Richardson’s decision to pull funding came after the company had asked the three value chain organizations to consider joining to together to form a national oilseed council as a way to increase efficiencies. The idea was discussed by the oilseed groups, but no agreement was reached.

“At this point, the Canola Council board has decided that it wants to stay as it is. It does not want to change the fundamental structure of the organization,” Everson says. He notes the Canola Council hasn’t ruled out the notion of a national oilseed council entirely, but it’s something that requires further examination.

“I think the industry is interested in the concept of how the various stakeholders can work together. … Whether that’s formally as an oilseed council, bringing everyone together in a single organization, or whether that is finding different ways of working together to be efficient and to develop good outcomes is another question,” says Everson.

“I think that the concept of a national oilseed council needs to be more thoroughly discussed.”

Everson wouldn’t say how much Richardson International was contributing to the Canola Council, but he notes his organization has had to trim its 2018 operating budget with the loss of Richardson funding.

Flax Council Office Closed

For the Flax Council of Canada, losing Richardson funding was one factor behind the closure of the organization’s Winnipeg headquarters on Jan. 31. Brian Johnson, chair of the Flax Council, says other factors included declining flax production in Western Canada in recent years and the fact that many of the companies involved in shipping Canadian-grown flax to China, our largest overseas customer, have not been contributing levies to the council.

According to Johnson, the closure also meant three staff workers were let go, although one has been hired back on a contract basis to work part-time. While still providing services to its members on a limited basis, the Flax Council is now concentrating its efforts on how to better align itself with important stakeholders in the oilseed industry, like Richardson.

“We have to make sure that we are bringing value to them, and what we are working on right now is really consulting with the industry to determine exactly what they want,” Johnson says.

The goal is to come up with a strategic plan that addresses industry needs as well as a new funding model for the organization. “We’re trying to do this as quickly as possible,” says Johnson. “Then we will be asking those in the industry for their support.”

Johnson says one change is that the agronomic programs developed by Flax Council will now be handled by flaxseed producer organizations. He adds the organization will continue to support the flaxseed industry in the areas of market development and market access “but it’s going to be more pinpointed and it’s going to be managed on a very cost-effective basis.”

Johnson, who declined to share how much the Flax Council had been receiving from Richardson International, says he agrees with the position that the formation of a national oilseed council could lead to greater efficiencies.

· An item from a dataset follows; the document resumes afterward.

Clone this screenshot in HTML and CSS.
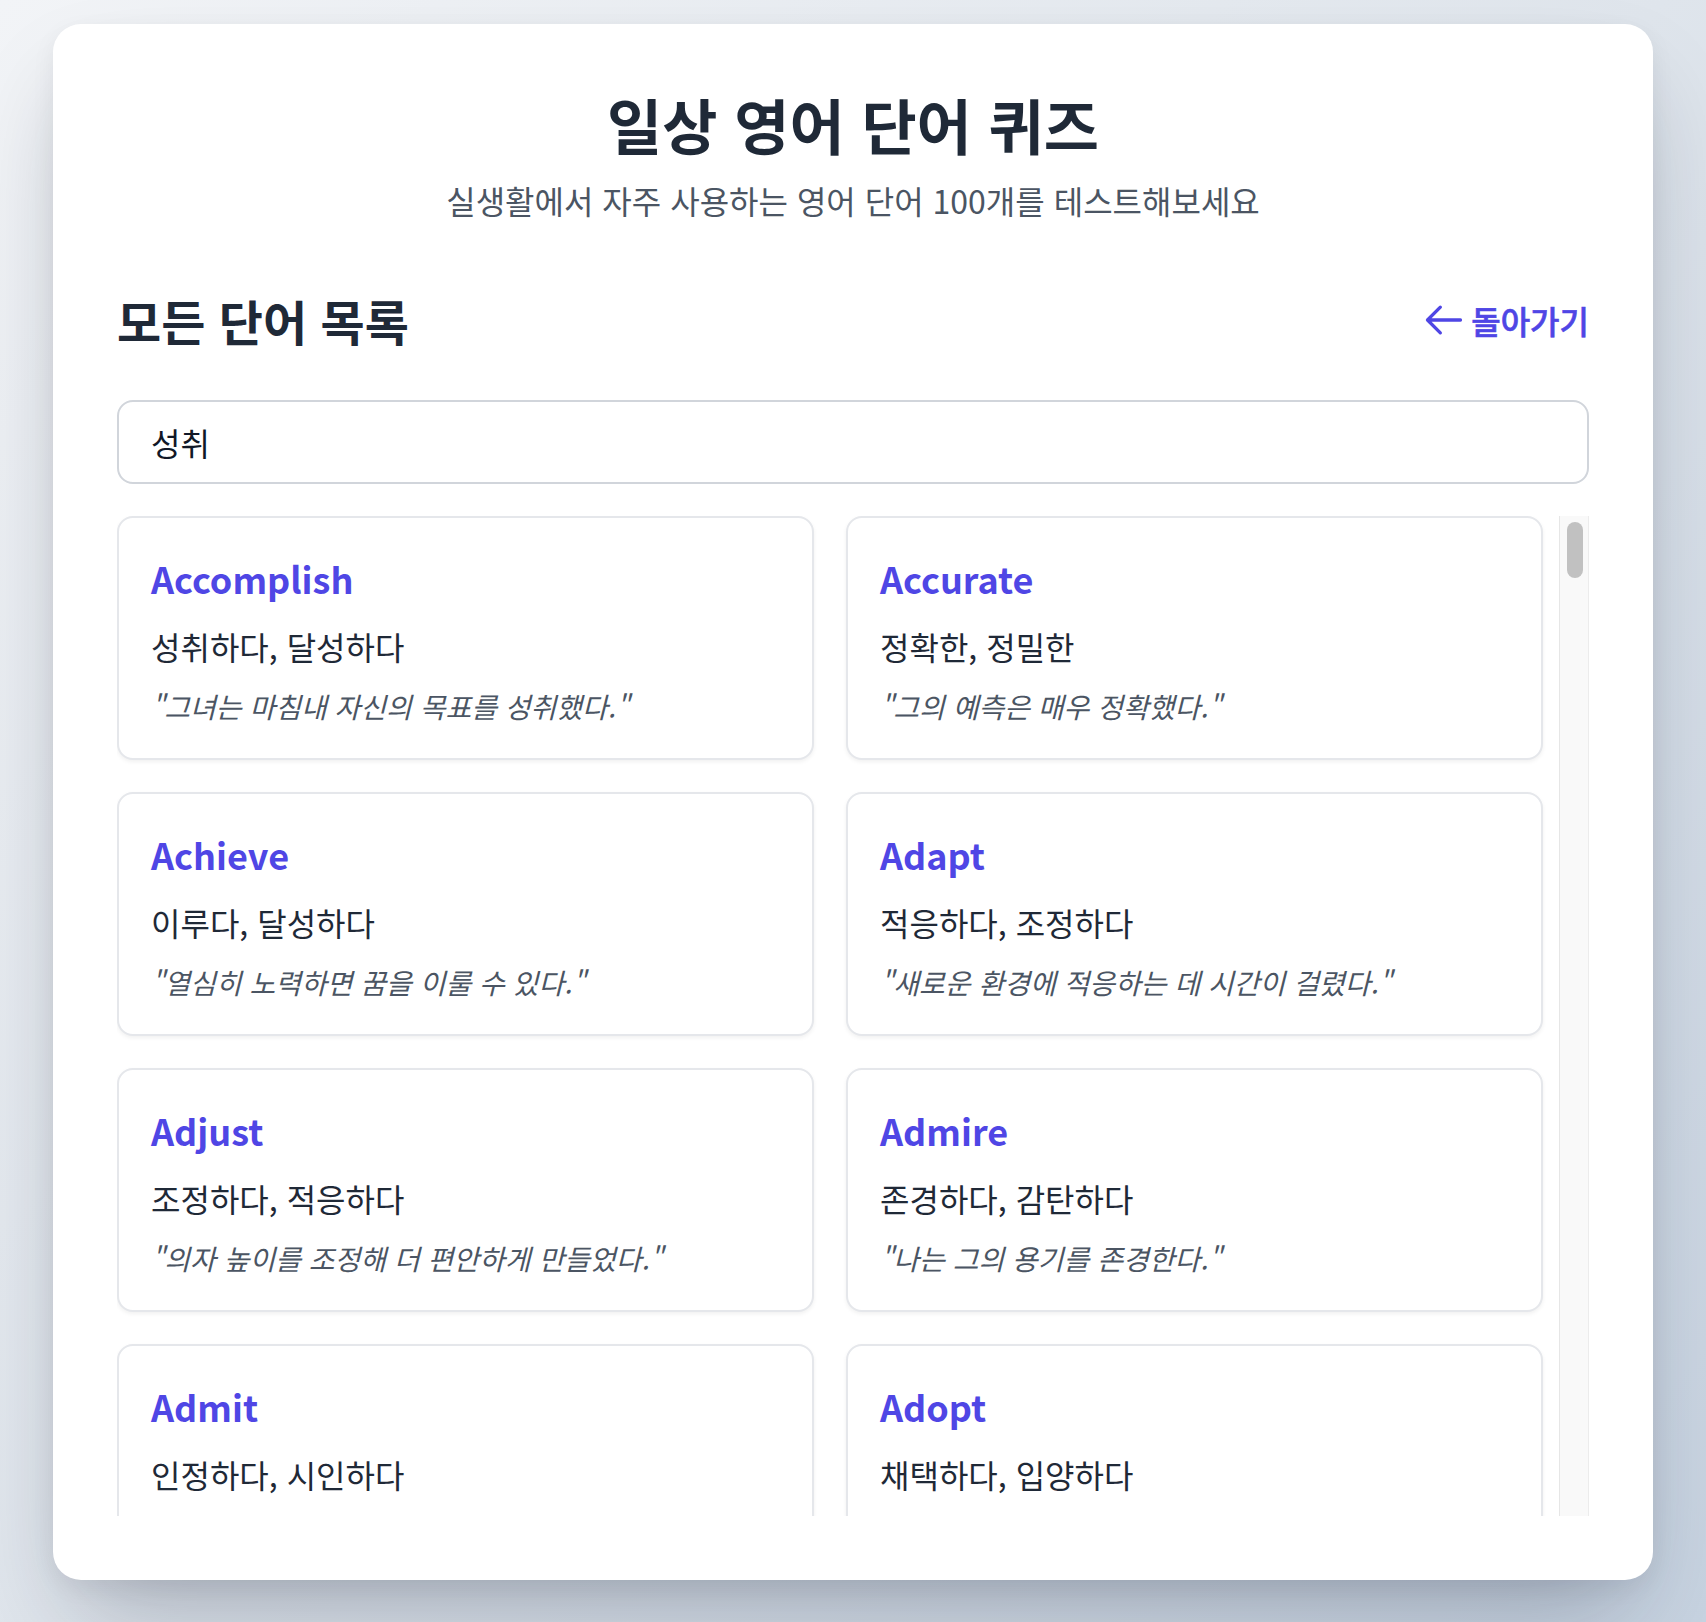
FILE: index.html
```html
<!DOCTYPE html>
<html lang="ko">
<head>
<meta charset="utf-8">
<title>일상 영어 단어 퀴즈</title>
<link rel="stylesheet" href="styles.css">
</head>
<body>
<main class="app">
  <header class="app-header">
    <h1 class="app-title">일상 영어 단어 퀴즈</h1>
    <p class="app-subtitle">실생활에서 자주 사용하는 영어 단어 100개를 테스트해보세요</p>
  </header>
  <section class="word-section">
    <div class="section-head">
      <h2 class="section-title">모든 단어 목록</h2>
      <a class="back-link" href="#">
        <svg class="back-icon" viewBox="0 0 24 24" fill="none" stroke="currentColor" stroke-width="1.8" stroke-linecap="round" stroke-linejoin="round" aria-hidden="true"><path d="M10 19l-7-7m0 0l7-7m-7 7h18"/></svg>
        <span>돌아가기</span>
      </a>
    </div>
    <input class="search-input" type="text" value="성취" aria-label="단어 검색">
    <div class="word-list">
      <div class="word-scroll">
        <div class="word-grid" id="wordGrid"></div>
      </div>
      <div class="scroll-track" aria-hidden="true"><div class="scroll-thumb"></div></div>
    </div>
  </section>
</main>
<script src="script.js"></script>
</body>
</html>
```

FILE: styles.css
```css
html {
  background: linear-gradient(135deg, #f2f4f7 0%, #dfe5ec 50%, #c7d3e1 100%);
  min-height: 100%;
}
body {
  margin: 0;
  padding: 24px 0 42px;
  font-family: "Noto Sans CJK KR", "Noto Sans", sans-serif;
  color: #1f2937;
}
.app {
  width: 1600px;
  box-sizing: border-box;
  margin: 0 auto;
  padding: 64px;
  background: #ffffff;
  border-radius: 28px;
  box-shadow: 0 50px 100px -24px rgba(15, 23, 42, 0.28), 0 8px 24px rgba(15, 23, 42, 0.06);
}
.app-header {
  text-align: center;
  margin-bottom: 64px;
}
.app-title {
  margin: 0;
  font-size: 60px;
  line-height: 72px;
  font-weight: 700;
  color: #1f2937;
}
.app-subtitle {
  margin: 16px 0 0;
  font-size: 32px;
  line-height: 48px;
  color: #4b5563;
}
.section-head {
  display: flex;
  justify-content: space-between;
  align-items: center;
  margin-bottom: 48px;
}
.section-title {
  margin: 0;
  font-size: 48px;
  line-height: 64px;
  font-weight: 700;
  color: #1f2937;
}
.back-link {
  display: flex;
  align-items: center;
  gap: 5px;
  font-size: 32px;
  line-height: 48px;
  font-weight: 500;
  color: #4f46e5;
  text-decoration: none;
  -webkit-text-stroke: 0.6px currentColor;
}
.back-icon {
  width: 44px;
  height: 44px;
  flex: none;
}
.search-input {
  display: block;
  width: 100%;
  box-sizing: border-box;
  margin: 0 0 32px;
  padding: 16px 32px;
  border: 2px solid #d1d5db;
  border-radius: 16px;
  font-family: inherit;
  font-size: 32px;
  line-height: 48px;
  color: #111827;
  background: #fff;
  outline: none;
}
.word-list {
  display: flex;
  height: 1000px;
}
.word-scroll {
  flex: 1;
  min-width: 0;
  overflow-y: auto;
  padding-right: 16px;
  scrollbar-width: none;
}
.word-scroll::-webkit-scrollbar {
  display: none;
}
.scroll-track {
  flex: none;
  width: 28px;
  background: #f9f9f9;
  border-left: 1px solid #e6e6e6;
  border-right: 1px solid #ececec;
}
.scroll-thumb {
  width: 16px;
  height: 56px;
  margin: 6px 0 0 7px;
  border-radius: 8px;
  background: #c1c1c1;
}
.word-grid {
  display: grid;
  grid-template-columns: 1fr 1fr;
  gap: 32px;
}
.word-card {
  border: 2px solid #e5e7eb;
  border-radius: 16px;
  padding: 32px;
  background: #fff;
  box-shadow: 0 2px 4px rgba(0, 0, 0, 0.06);
}
.word-en {
  margin: 0;
  font-size: 36px;
  line-height: 56px;
  font-weight: 700;
  color: #4f46e5;
}
.word-ko {
  margin: 16px 0 0;
  font-size: 32px;
  line-height: 48px;
  color: #1f2937;
}
.word-example {
  margin: 16px 0 0;
  font-size: 28px;
  line-height: 40px;
  font-style: italic;
  color: #4b5563;
}
```

FILE: script.js
```js
var WORDS = [
"Accomplish|성취하다, 달성하다|그녀는 마침내 자신의 목표를 성취했다.",
"Accurate|정확한, 정밀한|그의 예측은 매우 정확했다.",
"Achieve|이루다, 달성하다|열심히 노력하면 꿈을 이룰 수 있다.",
"Adapt|적응하다, 조정하다|새로운 환경에 적응하는 데 시간이 걸렸다.",
"Adjust|조정하다, 적응하다|의자 높이를 조정해 더 편안하게 만들었다.",
"Admire|존경하다, 감탄하다|나는 그의 용기를 존경한다.",
"Admit|인정하다, 시인하다|그는 자신의 실수를 인정했다.",
"Adopt|채택하다, 입양하다|회사는 새로운 정책을 채택했다.",
"Advice|조언, 충고|친구의 조언이 큰 도움이 되었다.",
"Afford|~할 여유가 있다|지금은 새 차를 살 여유가 없다.",
"Agree|동의하다|나는 너의 의견에 동의해.",
"Allow|허락하다|부모님이 여행을 허락해 주셨다.",
"Announce|발표하다, 알리다|회사는 새 제품을 발표했다.",
"Anxious|불안한, 걱정하는|시험 전에는 항상 불안하다.",
"Apologize|사과하다|늦어서 정말 사과드립니다.",
"Appear|나타나다, ~처럼 보이다|그는 피곤해 보였다.",
"Apply|지원하다, 적용하다|그녀는 그 회사에 지원했다.",
"Appreciate|감사하다, 진가를 알다|도와주셔서 정말 감사합니다.",
"Approach|접근하다, 다가가다|태풍이 빠르게 다가오고 있다.",
"Argue|논쟁하다, 주장하다|그들은 사소한 일로 다퉜다.",
"Arrange|준비하다, 정리하다|회의 일정을 준비해 주세요.",
"Arrive|도착하다|기차가 정시에 도착했다.",
"Attend|참석하다|내일 회의에 참석할 예정이다.",
"Attitude|태도|긍정적인 태도가 중요하다.",
"Available|이용 가능한|이 서비스는 24시간 이용 가능하다.",
"Avoid|피하다|출퇴근 시간을 피해서 가자.",
"Aware|알고 있는, 의식하는|나는 그 문제를 잘 알고 있다.",
"Balance|균형|일과 삶의 균형이 필요하다.",
"Benefit|이익, 혜택|운동은 건강에 많은 이익이 있다.",
"Borrow|빌리다|도서관에서 책을 빌렸다.",
"Brave|용감한|그는 정말 용감한 소방관이다.",
"Budget|예산|이번 달 예산이 부족하다.",
"Calm|침착한, 차분한|위기 상황에서도 침착해야 한다.",
"Cancel|취소하다|비 때문에 경기가 취소되었다.",
"Careful|조심하는, 신중한|길을 건널 때 조심해라.",
"Celebrate|축하하다, 기념하다|우리는 그의 생일을 축하했다.",
"Challenge|도전, 과제|이 일은 나에게 큰 도전이다.",
"Choose|선택하다, 고르다|마음에 드는 색을 골라 보세요.",
"Comfortable|편안한|이 소파는 정말 편안하다.",
"Compare|비교하다|두 제품의 가격을 비교했다.",
"Complain|불평하다|그는 항상 날씨에 대해 불평한다.",
"Confident|자신감 있는|그녀는 발표에 자신감이 있었다.",
"Consider|고려하다|이사를 진지하게 고려하고 있다.",
"Convenient|편리한|지하철은 매우 편리하다.",
"Curious|호기심 많은|아이들은 모든 것에 호기심이 많다.",
"Decide|결정하다|나는 유학을 가기로 결정했다.",
"Delay|지연, 미루다|비행기가 두 시간 지연되었다.",
"Deliver|배달하다, 전달하다|택배가 오늘 배달될 예정이다.",
"Describe|묘사하다, 설명하다|그 장소를 자세히 묘사해 주세요.",
"Develop|개발하다, 발전시키다|그는 새로운 앱을 개발했다.",
"Discover|발견하다|우리는 멋진 식당을 발견했다.",
"Discuss|논의하다|그 문제는 내일 논의하자.",
"Efficient|효율적인|이 방법이 훨씬 효율적이다.",
"Encourage|격려하다|선생님은 항상 나를 격려해 주셨다.",
"Enjoy|즐기다|주말을 즐겁게 보내세요.",
"Environment|환경|우리는 환경을 보호해야 한다.",
"Essential|필수적인|물은 생존에 필수적이다.",
"Expect|기대하다, 예상하다|좋은 결과를 기대하고 있다.",
"Experience|경험|해외 여행은 좋은 경험이었다.",
"Explain|설명하다|규칙을 다시 설명해 줄래?",
"Familiar|익숙한, 친숙한|이 노래는 귀에 익숙하다.",
"Flexible|유연한|근무 시간이 유연해서 좋다.",
"Forgive|용서하다|제 실수를 용서해 주세요.",
"Generous|관대한, 후한|그는 친구들에게 매우 관대하다.",
"Grateful|감사하는|도움에 정말 감사하고 있어요.",
"Honest|정직한|정직한 대답을 해 주세요.",
"Improve|향상시키다, 개선하다|영어 실력을 향상시키고 싶다.",
"Include|포함하다|가격에 세금이 포함되어 있다.",
"Increase|증가하다|물가가 계속 증가하고 있다.",
"Influence|영향, 영향을 주다|부모님은 나에게 큰 영향을 주셨다.",
"Introduce|소개하다|제 친구를 소개할게요.",
"Invite|초대하다|그녀를 파티에 초대했다.",
"Knowledge|지식|독서는 지식을 넓혀 준다.",
"Manage|관리하다, 해내다|그는 팀을 잘 관리한다.",
"Mention|언급하다|그는 그 일에 대해 언급하지 않았다.",
"Necessary|필요한|여권은 해외여행에 필요하다.",
"Opportunity|기회|이것은 좋은 기회이다.",
"Patient|인내심 있는|조금만 참고 기다려 주세요.",
"Polite|예의 바른|그 학생은 매우 예의 바르다.",
"Prefer|선호하다|나는 커피보다 차를 선호한다.",
"Prepare|준비하다|시험을 열심히 준비하고 있다.",
"Protect|보호하다|선크림은 피부를 보호해 준다.",
"Purpose|목적|이번 여행의 목적은 휴식이다.",
"Realize|깨닫다|그제야 실수를 깨달았다.",
"Recommend|추천하다|좋은 식당을 추천해 주세요.",
"Reduce|줄이다|설탕 섭취를 줄이려고 한다.",
"Remember|기억하다|그날을 아직도 기억한다.",
"Require|필요로 하다|이 일은 많은 시간을 필요로 한다.",
"Respect|존중하다|서로의 의견을 존중해야 한다.",
"Responsible|책임 있는|그는 그 프로젝트를 책임지고 있다.",
"Schedule|일정|이번 주 일정이 꽉 찼다.",
"Solve|해결하다|우리는 문제를 함께 해결했다.",
"Suggest|제안하다|그는 새로운 아이디어를 제안했다.",
"Support|지지하다, 지원하다|가족이 항상 나를 지지해 준다.",
"Surprise|놀라게 하다|그 소식은 모두를 놀라게 했다.",
"Valuable|소중한, 가치 있는|이 경험은 매우 소중하다.",
"Volunteer|자원봉사하다|주말마다 자원봉사를 한다.",
"Weather|날씨|오늘 날씨가 정말 좋다.",
"Wonder|궁금해하다|그가 어디 있는지 궁금하다.",
"Worry|걱정하다|너무 걱정하지 마세요."
];
(function () {
  var grid = document.getElementById("wordGrid");
  WORDS.forEach(function (line) {
    var p = line.split("|");
    var card = document.createElement("article");
    card.className = "word-card";
    var en = document.createElement("h3");
    en.className = "word-en";
    en.textContent = p[0];
    var ko = document.createElement("p");
    ko.className = "word-ko";
    ko.textContent = p[1];
    var ex = document.createElement("p");
    ex.className = "word-example";
    ex.textContent = "\"" + p[2] + "\"";
    card.appendChild(en);
    card.appendChild(ko);
    card.appendChild(ex);
    grid.appendChild(card);
  });
})();
```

He says that’s something the Flax Council endorsed during discussions with the Canola Council and Soy Canada last year: “We basically took the lead on that.”

Ron Davidson, executive director of Soy Canada, says the Ottawa-based organization was disappointed by the decision by Richardson to pull funding.

“We certainly regret their departure but … we have to take into account what everyone’s looking for and our members do feel that they’re getting their value,” he says.

“We would hope that Richardson at some point will feel that too,” Davidson adds. “We would hope that eventually everyone in the value chain that has an advantage from increasing soybean production would be contributing.”

Davidson describes Soy Canada as “a very lean organization” that provides “a very good value proposition” for its members, who together contribute about $600,000 annually to the value chain agency.

Soy Canada doesn’t put a limit on how much soybean producers can contribute each year, but it does for agri-companies like Richardson. For them, the maximum annual contribution is $25,000.

“When you lose $25,000 out of an organization that a relatively small budget, it means you have to cut back somewhere,” Davidson says.

Davidson says his organization will be examining its priorities and consulting its members in the wake of the Richardson decision. He maintains this a normal, ongoing process at Soy Canada.

“The organization is always looking at what it’s working on,” he says. “We’re going to be talking about what activities the organization is involved in, why we’re doing those things, what deliverables they may result in, and what value those deliverables provide members.”

Davidson states the leadership at Soy Canada hasn’t said a national oilseed council can’t happen at some point, but it’s something they feel would need to be carefully laid out and planned beforehand.

“I don’t think that anyone has said it’s an impossibility in the future” Davidson says.